TAMPA -- Former Bradenton Housing Authority Executive Director Wenston DeSue will spend one year and one day in federal prison for stealing money from the federal government, a federal judge ruled Wednesday.
After he is out of prison, DeSue will spend three years on supervised release. He also will have to pay $276,000 in restitution.
DeSue pleaded guilty in May to one count of theft of federal funds. He could have been sentenced up to 10 years in prison and fined $250,000.
In court Wednesday, DeSue apologized to BHA residents and to the Bradenton community for his crime. He said this experience has made him realize his wife and children from three other marriages "are the light of my life. I'm sorry for what I did ... I have nothing."
DeSue blamed his actions on "job stress" and a pending divorce at the time.
U.S. District Judge Susan Bucklew wasn't swayed.
"You've been married four times so you are used to divorce," she said. "What else?"
DeSue continued to say
his job was stressful, but as prosecutors pointed out, DeSue spent time in Jamaica, Busch Gardens, going to the movies and getting massages while billing the BHA for hours worked.
His activities were revealed during the investigation by the FBI and U.S. Department of Housing and Urban Development, using video surveillance and tracking of movements through a GPS device agents placed on BHA vehicles used by DeSue and former BHA projects director -- and now DeSue's wife, Stephany West.
DeSue's father, William DeSue Sr., accompanied his son to court. The elder DeSue was the BHA director from 1996 through 2006 when the younger DeSue was hired to replace his father.
The younger DeSue and West were fired in October 2013, after federal agents raided BHA's offices.

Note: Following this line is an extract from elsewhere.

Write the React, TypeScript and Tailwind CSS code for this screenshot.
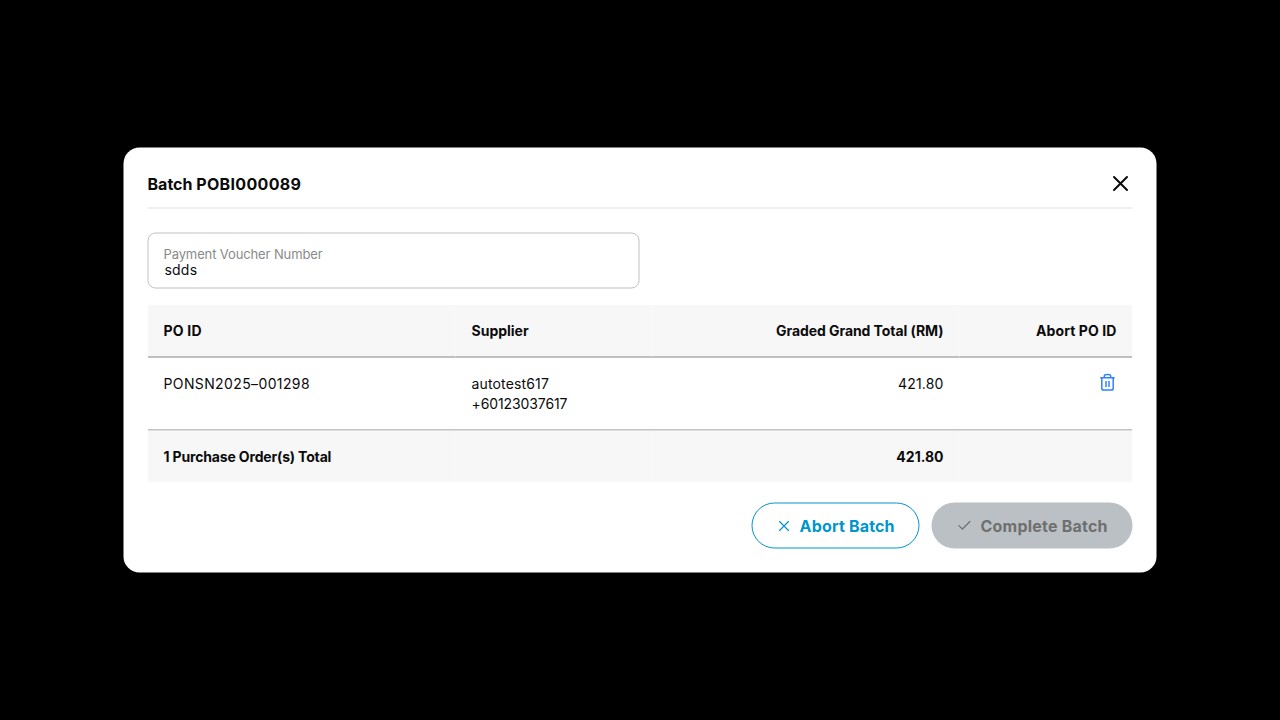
import type { ReactNode } from "react";

function CloseIcon({ className, strokeWidth = 2 }: { className?: string; strokeWidth?: number }) {
  return (
    <svg viewBox="0 0 16 16" fill="none" stroke="currentColor" strokeWidth={strokeWidth} strokeLinecap="round" className={className}>
      <path d="M1.5 1.5 14.5 14.5M14.5 1.5 1.5 14.5" />
    </svg>
  );
}

function CheckIcon() {
  return (
    <svg viewBox="0 0 14 12" fill="none" stroke="currentColor" strokeWidth={1.2} strokeLinecap="round" strokeLinejoin="round" className="h-3 w-[14px]">
      <path d="M1.4 6.1 4.9 9.500 12.400 2" />
    </svg>
  );
}

function TrashIcon() {
  return (
    <svg viewBox="0 0 16 18" fill="none" stroke="currentColor" strokeWidth={1.5} className="h-[18px] w-4">
      <path d="M.8 4.3h14.400M2.300 4.300v10.400c0 1.100.8 1.900 1.900 1.900h7.600c1.100 0 1.900-.8 1.900-1.900V4.300M4.800 4.100V3c0-1.100.8-1.900 1.900-1.900h2.600c1.100 0 1.900.8 1.900 1.900v1.100M6.500 7.500v6M9.500 7.500v6" />
    </svg>
  );
}

function Row({ children, className }: { children: ReactNode; className: string }) {
  return <div className={`grid grid-cols-[308px_197px_307px_173px] ${className}`}>{children}</div>;
}

export default function App() {
  return (
    <div className="flex h-screen w-screen items-center justify-center overflow-hidden bg-black font-[Inter,sans-serif] text-[#0b0b0c]">
      <div className="h-[426px] w-[1034px]">
        <div className="flex h-[425px] w-[1033px] translate-x-[0.5px] translate-y-[0.5px] flex-col rounded-2xl bg-white px-6 pb-6">
          <header className="flex h-[61px] items-center justify-between border-b border-[#e1e1e2] pt-3 pr-1">
            <h1 className="text-base font-bold">
              Batch <span className="tracking-[0.33px]">POBI000089</span>
            </h1>
            <button aria-label="Close">
              <CloseIcon className="size-4" />
            </button>
          </header>

          <label className="mt-6 flex h-14 w-[492px] flex-col rounded-lg border border-[#c0c0c0] px-[15px] pt-3">
            <span className="text-[13px] leading-4 tracking-[-0.12px] text-[#8a8a8a]">Payment Voucher Number</span>
            <span className="pl-px text-sm leading-4 tracking-[0.2px]">sdds</span>
          </label>

          <div className="mt-4 text-sm leading-5 [clip-path:inset(0.5px)]">
            <Row className="h-[53px] font-bold *:border-b *:border-[#888888] *:bg-[#f7f7f7] *:px-4 *:pt-4">
              <div className="tracking-[0.2px]">PO ID</div>
              <div>Supplier</div>
              <div className="text-right tracking-[-0.07px]">Graded Grand Total (RM)</div>
              <div className="text-right tracking-[0.09px]">Abort PO ID</div>
            </Row>
            <Row className="h-[73px] *:border-b *:border-[#888888] *:px-4 *:pt-4">
              <div className="tracking-[0.38px]">PONSN2025–001298</div>
              <div>
                <p className="tracking-[0.15px]">autotest617</p>
                <p className="tracking-[-0.1px]">+60123037617</p>
              </div>
              <div className="text-right tracking-[0.17px]">421.80</div>
              <div className="flex justify-end text-[#2f80ff]">
                <button aria-label="Abort PO" className="mr-px h-[18px]">
                  <TrashIcon />
                </button>
              </div>
            </Row>
            <Row className="h-[52px] font-bold *:bg-[#f7f7f7] *:px-4 *:pt-4">
              <div className="tracking-[-0.16px]">1 Purchase Order(s) Total</div>
              <div />
              <div className="text-right">421.80</div>
              <div />
            </Row>
          </div>

          <footer className="mt-5 flex justify-end gap-3 text-base font-bold">
            <button className="flex h-[46px] w-[168px] items-center rounded-full border border-[#0095cd] pl-[26px] text-[#0095cd]">
              <CloseIcon className="size-[11px]" strokeWidth={1.7} />
              <span className="ml-[10px] tracking-[0.18px]">Abort Batch</span>
            </button>
            <button className="flex h-[46px] w-[201px] items-center rounded-full bg-[#bac0c4] pl-[26px] text-[#6f6f6f]">
              <CheckIcon />
              <span className="ml-[9px] tracking-[0.22px]">Complete Batch</span>
            </button>
          </footer>
        </div>
      </div>
    </div>
  );
}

While addressing the court, the elder DeSue said, "This is not an easy thing to listen to charges and an admission of guilt from my son ... My son is not a criminal."
Bucklew interjected by saying, "He is a criminal. He was adjudicated guilty."
Wenston DeSue entered a guilty plea in May as part of an agreement with prosecutors no more charges would be filed against him, who along with West bilked taxpayers for hours worked while on personal business.
The pair were romantically involved during West's tenure at the BHA that began in 2010 when DeSue convinced the board to create the projects director position specifically for her. Both were married to other people during their affair.
West, who was in court with DeSue on Wednesday, will be sentenced Sept. 9 for billing the BHA $104,000 in unearned salary and leave time. Under sentencing guidelines established by a presentence report, DeSue could have been sentenced to between 24 and 30 months in prison. Bucklew sentenced DeSue below the guidelines.
"Federal employees probably do this kind of thing every day, but that doesn't make it right," Bucklew said. "What makes this egregious is the agency you represented helps the poor and you were in a position of trust. It requires incarceration, and I think this sentence provides the necessary punishment."
DeSue's defense argued for five years of probation, saying the worse thing DeSue did was not to show up to work as required. But Assistant U.S. Attorney Jennifer Peresie said DeSue is not a "gentleman thief as the defense is trying to argue. The impact of Mr. DeSue's fraud to the community of Bradenton is egregious."
Calculating DeSue's crime, Peresie said DeSue's theft in real dollars equates to "41 years of rent for low-income or elderly residents. This is a serious offense. This is serious theft. By his own words, he was the captain of the ship. But he wasn't navigating the ship. He was off getting massages."
Peresie said prison is necessary to send a message to federal employees, housing authority employees in particular.
"By Mr. DeSue's own admissions, this behavior started in 2006 and got progressively worse," Peresie said.
Bucklew agreed incarceration was necessary, but she steered away from the prosecution's recommendation of 24 months.
Bucklew also allowed DeSue to walk free from court under a volunteer surrender condition, meaning DeSue would be notified by the U.S. Marshal's Office of a day in the near future to report to prison.
In the final year of the investigation, prosecutors say DeSue and West missed work in excess of 50 percent of the time and yet filed payroll documents stating they were at work.
DeSue would fraudulently submit their hours and then cash in unearned leave and sick time at the end of the year when it should have been used for missed work.
BHA Executive Director Ellis Mitchell Jr., who was hired in November, has experience with HUD-related compliance issues.
"I suspected it would turn out this way," Mitchell told the Bradenton Herald. "I'm not shocked at all and I won't be shocked if West gets no time. I've seen worse cases than this where the people didn't get any time."
Mitchell said federal programs as a whole are wide open for corruption. The only solution, he said, is better oversight and to create harsh sentencing guidelines.
"They need to come up with more bite in the laws when it pertains to social services programs," he said. "As far as the BHA position, we are just happy to put this behind us and continue to move forward in a positive direction."